Any development usually starts with an implementation on main, therefore any PR starts with a PR against main. Depending on the type we then decide about backport branches, features usually get backported to the active release branch, e.g. 6.x, bugfixes might get backported to concrete release branches, e.g. 6.1. If unsure about the versions to backport to, it can be discussed on the main PR.

A backport starts right after merging the PR on main, please open backport PR's immediately after merging to main, even if you intend to merge backports a little later (e.g. to wait/analyse QA results). This helps to ensure that backports do not get lost.
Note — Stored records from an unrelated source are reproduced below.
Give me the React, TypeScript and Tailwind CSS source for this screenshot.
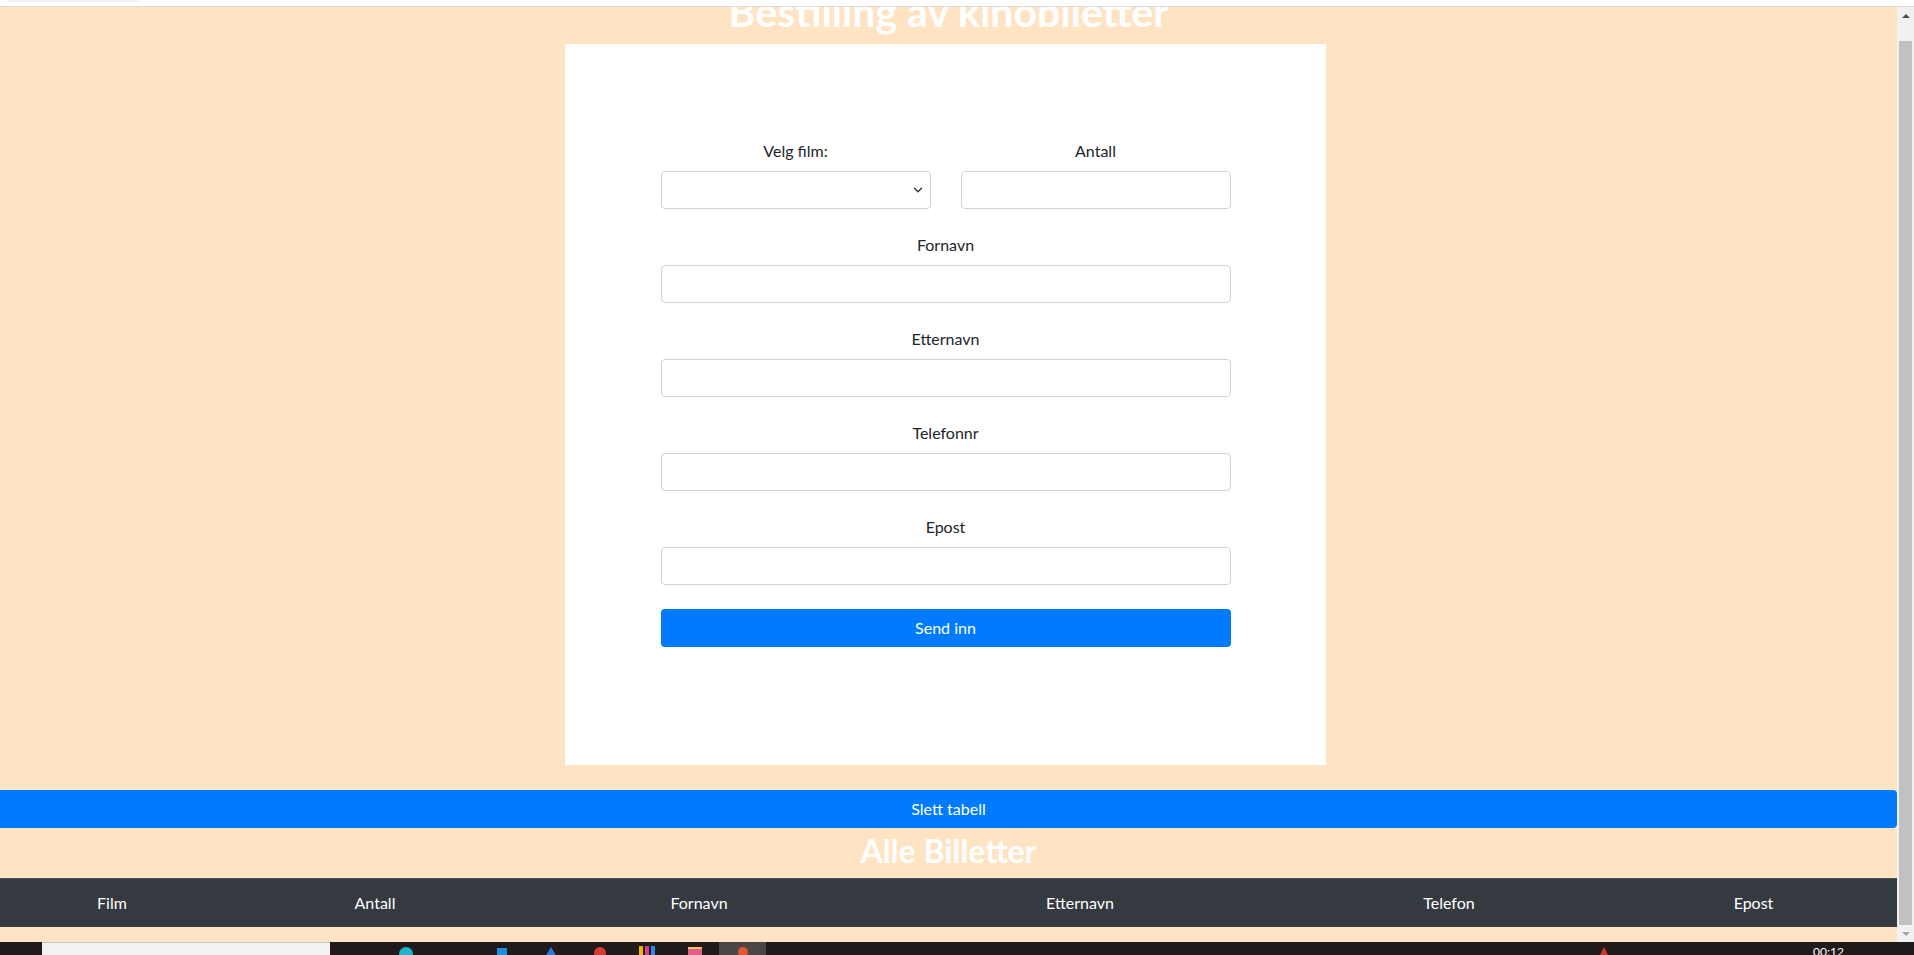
import { ChevronDown } from 'lucide-react'

const font = { fontFamily: 'Lato, "Liberation Sans", sans-serif' }

const fields = ['Fornavn', 'Etternavn', 'Telefonnr', 'Epost']
const columns = [
  { label: 'Film',      w: 'w-[224px]' },
  { label: 'Antall',    w: 'w-[302px]' },
  { label: 'Fornavn',   w: 'w-[346px]' },
  { label: 'Etternavn', w: 'w-[416px]' },
  { label: 'Telefon',   w: 'w-[322px]' },
  { label: 'Epost',     w: 'w-[287px]' },
]

const inputCls = 'block w-full h-[38px] px-3 bg-white border border-[#ced4da] rounded-[4px] text-[#495057] outline-none'

function Scrollbar() {
  return (
    <div className="w-[17px] shrink-0 bg-[#f1f1f1] flex flex-col">
      {/* up arrow */}
      <div className="h-[17px] flex items-center justify-center">
        <div className="w-0 h-0 border-x-[4px] border-x-transparent border-b-[4px] border-b-[#505050]" />
      </div>
      <div className="h-[17px]" />
      <div className="flex-1 mx-[2px] bg-[#c1c1c1]" />
      {/* down arrow */}
      <div className="h-[17px] flex items-center justify-center">
        <div className="w-0 h-0 border-x-[4px] border-x-transparent border-t-[4px] border-t-[#a3a3a3]" />
      </div>
    </div>
  )
}

function Taskbar() {
  return (
    <div className="h-[13px] shrink-0 bg-[#211a1b] flex overflow-hidden relative">
      <div className="w-[42px]" />
      <div className="w-[288px] bg-[#f2f2f2] border-t border-[#c6c6c6]" />
      <div className="flex items-start gap-0">
        <div className="ml-[69px] mt-[5px] w-[14px] h-[14px] rounded-full bg-[#1fb5c9]" />
        <div className="ml-[84px] mt-[6px] w-[10px] h-[10px] bg-[#1a8fe0]" />
        <div className="ml-[38px] mt-[5px] w-0 h-0 border-x-[6px] border-x-transparent border-b-[10px] border-b-[#2a7be0]" />
        <div className="ml-[37px] mt-[5px] w-[12px] h-[12px] rounded-full bg-[#d93a2f]" />
        <div className="ml-[33px] mt-[4px] flex gap-[2px]">
          <div className="w-[4px] h-[10px] bg-[#f4b400]" />
          <div className="w-[4px] h-[10px] bg-[#d63b8f]" />
          <div className="w-[4px] h-[10px] bg-[#2f8be6]" />
        </div>
        <div className="ml-[33px] mt-[5px] w-[14px] h-[10px] bg-[#e35d8b] border-t-2 border-[#f6c94a]" />
        <div className="ml-[17px] w-[47px] h-[13px] bg-[#4b4545] flex justify-center">
          <div className="mt-[5px] w-[10px] h-[10px] rounded-full bg-[#e2572c]" />
        </div>
      </div>
      <div className="ml-[834px] mt-[5px] w-0 h-0 border-x-[4px] border-x-transparent border-b-[8px] border-b-[#d0392b]" />
      <div className="ml-[205px] mt-[4px] text-[12px] leading-none text-white" style={font}>00:12</div>
    </div>
  )
}

export default function App() {
  return (
    <div className="h-[955px] w-full overflow-hidden flex flex-col bg-[#ffe4c4] text-[#212529]" style={font}>
      {/* browser top edge */}
      <div className="h-[7px] shrink-0 bg-white border-b border-[#dadada]">
        <div className="ml-2 w-[132px] h-[2px] bg-[#f2f2f2] rounded-b-md" />
      </div>

      <div className="flex-1 flex min-h-0">
        <main className="flex-1 overflow-hidden flex flex-col">
          <h1 className="-mt-[19px] mb-2 text-center text-[41px] leading-[48px] font-bold text-white">
            Bestilling av kinobiletter
          </h1>

          <div className="ml-[565px] w-[761px] bg-white pt-[95px] pb-[118px]">
            <form className="mx-auto w-[570px]" onSubmit={e => e.preventDefault()}>
              <div className="grid grid-cols-2 gap-x-[30px]">
                <div className="mb-6">
                  <label className="block text-center text-base leading-6 mb-2">Velg film:</label>
                  <div className="relative">
                    <select className={`${inputCls} appearance-none`} />
                    <ChevronDown className="absolute right-[6px] top-[12px] w-[14px] h-[14px] text-[#3a3a3a]" strokeWidth={2.5} />
                  </div>
                </div>
                <div className="mb-6">
                  <label className="block text-center text-base leading-6 mb-2">Antall</label>
                  <input type="text" className={inputCls} />
                </div>
              </div>

              {fields.map(f => (
                <div key={f} className="mb-6">
                  <label className="block text-center text-base leading-6 mb-2">{f}</label>
                  <input type="text" className={inputCls} />
                </div>
              ))}

              <button type="submit" className="block w-full h-[38px] rounded-[4px] bg-[#007bff] text-white text-base">
                Send inn
              </button>
            </form>
          </div>

          <button className="mt-[25px] shrink-0 w-full h-[38px] rounded-r-[4px] bg-[#007bff] text-white text-base">
            Slett tabell
          </button>

          <h2 className="mt-1 mb-2 text-center text-[32px] leading-[38px] font-bold text-white">
            Alle Billetter
          </h2>

          <table className="w-full table-fixed border-collapse shrink-0">
            <colgroup>
              {columns.map(c => <col key={c.label} className={c.w} />)}
            </colgroup>
            <thead>
              <tr className="bg-[#343a40] border-t border-[#4b545c]">
                {columns.map(c => (
                  <th key={c.label} className="py-3 text-center text-base leading-6 font-normal text-white">
                    {c.label}
                  </th>
                ))}
              </tr>
            </thead>
          </table>
        </main>
        <Scrollbar />
      </div>

      <Taskbar />
    </div>
  )
}
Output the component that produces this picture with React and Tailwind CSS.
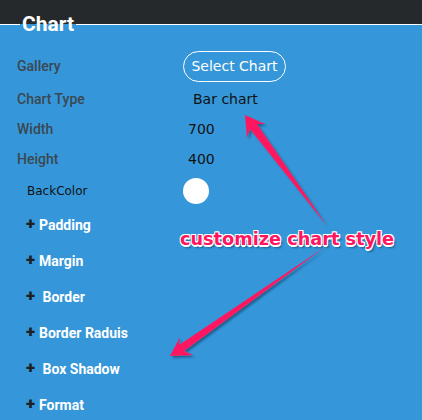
const rows = [
  { label: "Gallery", h: "h-[35px]" },
  { label: "Chart Type", h: "h-[30px]" },
  { label: "Width", h: "h-[30px]" },
  { label: "Height", h: "h-[30px]" },
];

const groups = ["Padding", "Margin", " Border", "Border Raduis", " Box Shadow", "Format"];

const Arrows = () => (
  <svg className="absolute inset-0 pointer-events-none" width="422" height="420" viewBox="0 0 422 420">
    <defs>
      <filter id="sh" x="-20%" y="-20%" width="140%" height="140%">
        <feDropShadow dx="2" dy="2" stdDeviation="1" floodColor="#1d4f7a" floodOpacity="0.8" />
      </filter>
    </defs>
    <polygon
      filter="url(#sh)"
      fill="#ff1560"
      points="245,115 265,124 257,124 327,226 250,129 247,138"
    />
    <polygon
      filter="url(#sh)"
      fill="#ff1560"
      points="170,356 180,337 179,345 325,247 184,351 193,355"
    />
  </svg>
);

export default function App() {
  return (
    <div className="relative w-[422px] h-[420px] overflow-hidden bg-[#3597d9] font-['Roboto',sans-serif]">
      <div className="absolute top-0 left-0 w-full h-[24px] bg-[#26292c]" />
      <fieldset className="relative border-t border-b-0 border-x-0 border-solid border-white m-0 mt-[16px] p-0 min-w-0">
        <legend className="ml-[20px] px-[2px] text-white font-bold text-[21px] leading-[16px]">Chart</legend>
        <div className="pl-[17px] pt-[17px]">
          {rows.map((r, i) => (
            <div key={r.label} className={`flex items-center ${r.h}`}>
              <div className="w-[166px] text-[14px] font-medium text-[#3b4751]">{r.label}</div>
              {i === 0 && (
                <button className="h-[31px] w-[103px] rounded-full border border-white text-white text-[14px] font-['DejaVu_Sans',sans-serif]">
                  Select Chart
                </button>
              )}
              {i === 1 && <div className="pl-[10px] text-[14px] text-[#111] font-['DejaVu_Sans',sans-serif]">Bar chart</div>}
              {i === 2 && <div className="pl-[5px] text-[14px] text-[#111] font-['DejaVu_Sans',sans-serif]">700</div>}
              {i === 3 && <div className="pl-[5px] text-[14px] text-[#111] font-['DejaVu_Sans',sans-serif]">400</div>}
            </div>
          ))}
          <div className="flex items-center h-[33px]">
            <div className="w-[166px] pl-[10px] text-[12px] text-[#111] font-['DejaVu_Sans',sans-serif]">BackColor</div>
            <div className="w-[26px] h-[26px] rounded-full bg-white" />
          </div>
          <div className="flex flex-col pl-[9px]">
            {groups.map((g) => (
              <div key={g} className="flex items-center h-[36px]">
                <span className="text-[#1e2226] font-black text-[17px] w-[13px] leading-none -mt-[4px]">+</span>
                <span className="text-white font-bold text-[14px] whitespace-pre">{g}</span>
              </div>
            ))}
          </div>
        </div>
      </fieldset>
      <div className="absolute left-[180px] top-[226px] text-[#ff1560] font-bold text-[17.7px] font-['DejaVu_Sans',sans-serif] [text-shadow:1px_1px_0_#fff,-1px_-1px_0_#fff,1px_-1px_0_#fff,-1px_1px_0_#fff,0_1.5px_0_#fff,0_-1.5px_0_#fff,2px_3px_2px_rgba(20,60,100,0.6)]">
        customize chart style
      </div>
      <Arrows />
    </div>
  );
}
Rules for Backport PR's:

  1. Prefix the title with [X.Y] and the mandatory [ML], e.g. [6.3][ML] Store expanding window bucket values in a compressed format.
  2. Link to the originating PR in the description, you do not need to repeat the description as discussions should exclusively happen on the main PR.
  3. Backports do not need a review, however if you had to do further changes (merge conflicts, compiler specialities) it's advised to let the adjustments get quickly reviewed.
  4. Label the PR with >backport and the corresponding version of this backport, the full set of labels remain on the main PR. If the main PR is classified as >non-issue also add the >non-issue label due to CI checks.

Although it might look simple, always wait for CI to confirm that changes are sound to avoid unnecessary build breaks.